In that past, DFAT would have released a tender 3 volumes thick, specifying in minute detail the requirements and preferred delivery model for the aid program — right down to the colour t-shirts the aid workers should wear. Not surprisingly, such a tender would have delivered a handful of responses.

This time around, DFAT delivered an innovative and, I have to admit, mature approach to a RFT — it released a simple document that discussed only objectives and outcomes, budget, and included an invitation to tenderers to specify the how.

This approach aligns with the tendering approach Mia recommends – i.e. it recognises that through a partnership with industry, government can deliver innovative solutions that generate strong value for money. (See our post: What is the role for suppliers in project governance?)

In response to this RFT, DFAT received almost 70 response representing some very innovative opportunities. And, while I’m guessing that some of those responses would be non-compliant, I am also sure that many many more would be proposing to deliver a competitive solution not considered by government in either whole or part. Furthermore, such an approach to tendering fosters an open approach to the tender and negotiations process, building a value and risk-sharing relationship between parties.

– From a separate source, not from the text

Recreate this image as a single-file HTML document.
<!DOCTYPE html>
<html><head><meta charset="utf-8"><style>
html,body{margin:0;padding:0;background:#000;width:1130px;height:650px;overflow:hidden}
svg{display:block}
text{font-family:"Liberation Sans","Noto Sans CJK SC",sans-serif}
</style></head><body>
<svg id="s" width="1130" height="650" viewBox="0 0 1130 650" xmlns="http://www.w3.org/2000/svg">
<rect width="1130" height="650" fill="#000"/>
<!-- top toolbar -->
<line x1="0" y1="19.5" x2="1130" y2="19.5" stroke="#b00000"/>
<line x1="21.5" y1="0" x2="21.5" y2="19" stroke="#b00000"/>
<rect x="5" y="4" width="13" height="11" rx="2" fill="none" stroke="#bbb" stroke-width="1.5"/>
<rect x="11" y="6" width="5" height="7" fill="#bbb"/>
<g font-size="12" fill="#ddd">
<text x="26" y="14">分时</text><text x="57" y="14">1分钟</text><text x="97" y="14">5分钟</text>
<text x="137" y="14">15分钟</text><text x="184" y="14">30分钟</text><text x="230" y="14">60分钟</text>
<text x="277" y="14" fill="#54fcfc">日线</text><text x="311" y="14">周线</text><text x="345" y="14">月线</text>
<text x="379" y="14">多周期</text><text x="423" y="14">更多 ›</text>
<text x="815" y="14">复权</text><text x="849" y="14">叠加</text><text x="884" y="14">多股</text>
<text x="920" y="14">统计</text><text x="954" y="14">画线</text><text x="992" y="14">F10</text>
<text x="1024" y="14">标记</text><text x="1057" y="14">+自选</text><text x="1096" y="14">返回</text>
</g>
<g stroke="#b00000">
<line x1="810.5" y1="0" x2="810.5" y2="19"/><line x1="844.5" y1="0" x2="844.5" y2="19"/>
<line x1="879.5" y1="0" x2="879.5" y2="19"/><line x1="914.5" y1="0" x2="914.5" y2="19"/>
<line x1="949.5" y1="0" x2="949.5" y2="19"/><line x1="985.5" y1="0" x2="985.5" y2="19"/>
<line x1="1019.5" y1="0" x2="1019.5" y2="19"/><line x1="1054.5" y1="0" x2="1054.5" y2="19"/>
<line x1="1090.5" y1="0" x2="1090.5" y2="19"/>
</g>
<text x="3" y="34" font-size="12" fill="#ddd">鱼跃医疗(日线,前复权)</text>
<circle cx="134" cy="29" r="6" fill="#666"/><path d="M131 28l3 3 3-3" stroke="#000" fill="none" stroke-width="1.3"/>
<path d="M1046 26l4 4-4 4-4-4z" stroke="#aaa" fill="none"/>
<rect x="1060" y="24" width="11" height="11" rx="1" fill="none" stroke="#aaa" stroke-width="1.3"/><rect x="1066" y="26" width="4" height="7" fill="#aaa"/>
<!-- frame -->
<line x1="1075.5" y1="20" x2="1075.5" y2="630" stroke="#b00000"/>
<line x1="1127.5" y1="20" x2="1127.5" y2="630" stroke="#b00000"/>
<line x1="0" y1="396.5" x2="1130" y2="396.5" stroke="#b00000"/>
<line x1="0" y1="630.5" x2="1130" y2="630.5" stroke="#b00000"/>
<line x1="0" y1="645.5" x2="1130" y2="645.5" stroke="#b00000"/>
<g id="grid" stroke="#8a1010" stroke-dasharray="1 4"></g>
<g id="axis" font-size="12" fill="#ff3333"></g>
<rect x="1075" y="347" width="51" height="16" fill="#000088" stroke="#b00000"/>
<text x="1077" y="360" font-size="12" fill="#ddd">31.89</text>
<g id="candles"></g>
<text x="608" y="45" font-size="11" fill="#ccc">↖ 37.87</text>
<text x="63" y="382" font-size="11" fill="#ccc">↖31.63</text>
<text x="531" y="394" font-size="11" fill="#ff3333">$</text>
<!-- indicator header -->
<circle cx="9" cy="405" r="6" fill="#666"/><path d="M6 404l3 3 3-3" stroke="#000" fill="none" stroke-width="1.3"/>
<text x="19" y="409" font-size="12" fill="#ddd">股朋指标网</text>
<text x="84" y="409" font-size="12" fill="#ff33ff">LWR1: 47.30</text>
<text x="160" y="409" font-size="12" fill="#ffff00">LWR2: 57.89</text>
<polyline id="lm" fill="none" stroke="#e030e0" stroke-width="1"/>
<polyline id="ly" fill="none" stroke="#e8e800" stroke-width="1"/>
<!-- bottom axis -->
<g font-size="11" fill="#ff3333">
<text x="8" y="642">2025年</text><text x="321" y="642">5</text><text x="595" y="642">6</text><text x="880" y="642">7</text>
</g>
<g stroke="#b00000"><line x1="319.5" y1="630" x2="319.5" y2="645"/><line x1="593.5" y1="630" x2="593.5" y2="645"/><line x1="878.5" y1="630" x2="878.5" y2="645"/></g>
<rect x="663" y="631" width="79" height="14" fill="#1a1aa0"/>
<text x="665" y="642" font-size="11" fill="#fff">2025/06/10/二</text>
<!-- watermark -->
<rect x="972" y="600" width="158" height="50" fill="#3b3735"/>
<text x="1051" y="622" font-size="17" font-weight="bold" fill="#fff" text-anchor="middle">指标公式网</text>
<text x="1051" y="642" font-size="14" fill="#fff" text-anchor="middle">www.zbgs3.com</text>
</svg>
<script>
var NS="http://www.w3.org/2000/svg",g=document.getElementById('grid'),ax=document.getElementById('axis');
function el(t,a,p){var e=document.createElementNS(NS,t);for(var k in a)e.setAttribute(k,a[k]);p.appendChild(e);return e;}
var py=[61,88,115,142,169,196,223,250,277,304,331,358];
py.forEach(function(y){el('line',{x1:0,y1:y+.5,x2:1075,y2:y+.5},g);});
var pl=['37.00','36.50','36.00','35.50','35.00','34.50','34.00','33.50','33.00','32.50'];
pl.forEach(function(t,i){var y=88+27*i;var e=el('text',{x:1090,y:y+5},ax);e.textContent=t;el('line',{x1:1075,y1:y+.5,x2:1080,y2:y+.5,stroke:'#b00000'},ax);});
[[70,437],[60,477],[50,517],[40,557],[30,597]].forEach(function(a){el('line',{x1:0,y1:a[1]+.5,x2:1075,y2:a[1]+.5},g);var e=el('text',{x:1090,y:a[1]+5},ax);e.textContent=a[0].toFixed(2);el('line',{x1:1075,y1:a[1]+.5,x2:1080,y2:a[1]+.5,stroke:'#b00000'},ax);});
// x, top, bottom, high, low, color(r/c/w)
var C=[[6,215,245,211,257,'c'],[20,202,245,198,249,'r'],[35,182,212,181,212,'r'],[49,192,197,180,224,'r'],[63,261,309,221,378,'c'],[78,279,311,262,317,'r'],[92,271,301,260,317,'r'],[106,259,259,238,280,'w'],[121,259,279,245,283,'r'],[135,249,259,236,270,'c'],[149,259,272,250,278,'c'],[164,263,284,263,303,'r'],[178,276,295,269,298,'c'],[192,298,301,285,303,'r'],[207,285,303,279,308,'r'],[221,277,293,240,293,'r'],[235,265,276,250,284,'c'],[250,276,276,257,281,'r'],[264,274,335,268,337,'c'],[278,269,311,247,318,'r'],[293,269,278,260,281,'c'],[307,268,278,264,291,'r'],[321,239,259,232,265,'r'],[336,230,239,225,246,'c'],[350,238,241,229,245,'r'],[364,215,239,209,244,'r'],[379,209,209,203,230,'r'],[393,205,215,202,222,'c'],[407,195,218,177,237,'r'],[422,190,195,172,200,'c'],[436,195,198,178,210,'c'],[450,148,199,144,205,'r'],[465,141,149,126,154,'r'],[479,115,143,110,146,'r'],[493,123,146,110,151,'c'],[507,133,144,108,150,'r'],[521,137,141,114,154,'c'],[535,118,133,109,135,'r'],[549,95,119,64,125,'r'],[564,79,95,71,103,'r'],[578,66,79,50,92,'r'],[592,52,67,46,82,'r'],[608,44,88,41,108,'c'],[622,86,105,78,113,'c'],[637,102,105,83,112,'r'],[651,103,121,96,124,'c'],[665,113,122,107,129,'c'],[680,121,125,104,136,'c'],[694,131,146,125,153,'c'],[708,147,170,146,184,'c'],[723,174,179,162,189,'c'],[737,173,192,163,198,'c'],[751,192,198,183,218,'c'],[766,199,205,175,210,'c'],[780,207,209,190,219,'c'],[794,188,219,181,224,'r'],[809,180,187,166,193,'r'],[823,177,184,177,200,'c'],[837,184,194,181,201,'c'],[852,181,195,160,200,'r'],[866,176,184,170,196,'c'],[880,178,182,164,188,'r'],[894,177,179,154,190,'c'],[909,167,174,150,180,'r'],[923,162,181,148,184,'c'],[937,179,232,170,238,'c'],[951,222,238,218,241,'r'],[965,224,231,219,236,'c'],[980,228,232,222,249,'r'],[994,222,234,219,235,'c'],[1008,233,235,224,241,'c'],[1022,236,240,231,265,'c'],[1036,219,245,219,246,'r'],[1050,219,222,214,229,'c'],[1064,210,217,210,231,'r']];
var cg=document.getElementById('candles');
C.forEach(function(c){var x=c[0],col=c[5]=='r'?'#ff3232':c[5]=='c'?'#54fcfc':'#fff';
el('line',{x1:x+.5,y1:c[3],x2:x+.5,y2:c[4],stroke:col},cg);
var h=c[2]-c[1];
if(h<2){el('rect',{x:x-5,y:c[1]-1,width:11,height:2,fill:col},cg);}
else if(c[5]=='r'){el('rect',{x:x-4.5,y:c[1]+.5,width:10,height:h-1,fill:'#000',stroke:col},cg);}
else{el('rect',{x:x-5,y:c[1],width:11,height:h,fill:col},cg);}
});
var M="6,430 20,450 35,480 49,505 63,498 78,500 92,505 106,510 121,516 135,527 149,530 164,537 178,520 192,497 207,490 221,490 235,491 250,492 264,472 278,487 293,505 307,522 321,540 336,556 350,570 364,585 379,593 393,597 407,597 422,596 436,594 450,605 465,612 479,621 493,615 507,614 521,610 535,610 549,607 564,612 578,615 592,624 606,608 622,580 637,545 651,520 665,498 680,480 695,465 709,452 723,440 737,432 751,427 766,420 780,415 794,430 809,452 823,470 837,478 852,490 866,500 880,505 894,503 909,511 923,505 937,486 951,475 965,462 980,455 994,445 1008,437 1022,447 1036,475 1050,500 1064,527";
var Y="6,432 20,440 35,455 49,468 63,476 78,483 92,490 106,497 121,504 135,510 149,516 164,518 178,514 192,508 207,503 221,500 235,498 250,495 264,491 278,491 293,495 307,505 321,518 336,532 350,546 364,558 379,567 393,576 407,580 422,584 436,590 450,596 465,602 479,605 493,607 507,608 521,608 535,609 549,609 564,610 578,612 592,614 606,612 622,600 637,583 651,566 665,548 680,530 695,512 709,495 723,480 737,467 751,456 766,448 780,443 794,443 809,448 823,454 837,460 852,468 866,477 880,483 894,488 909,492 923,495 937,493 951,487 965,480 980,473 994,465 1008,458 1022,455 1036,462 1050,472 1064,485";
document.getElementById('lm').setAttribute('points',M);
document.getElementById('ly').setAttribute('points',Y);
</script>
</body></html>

(As an interesting aside, I don’t think this approach simplifies the procurement process, and in fact it can make the evaluation process more complex. However, this approach does make it a simpler process for businesses to jump the first hurdle in applying for government work, which not only fosters innovation but also industry development.)

I do congratulate the Department for taking this approach. If we can achieve these outcomes for a solution as complex and sensitive as the delivery of our foreign aid program, then we can achieve this for many other types of services. I look forward to other government agencies, federal and state, following suit.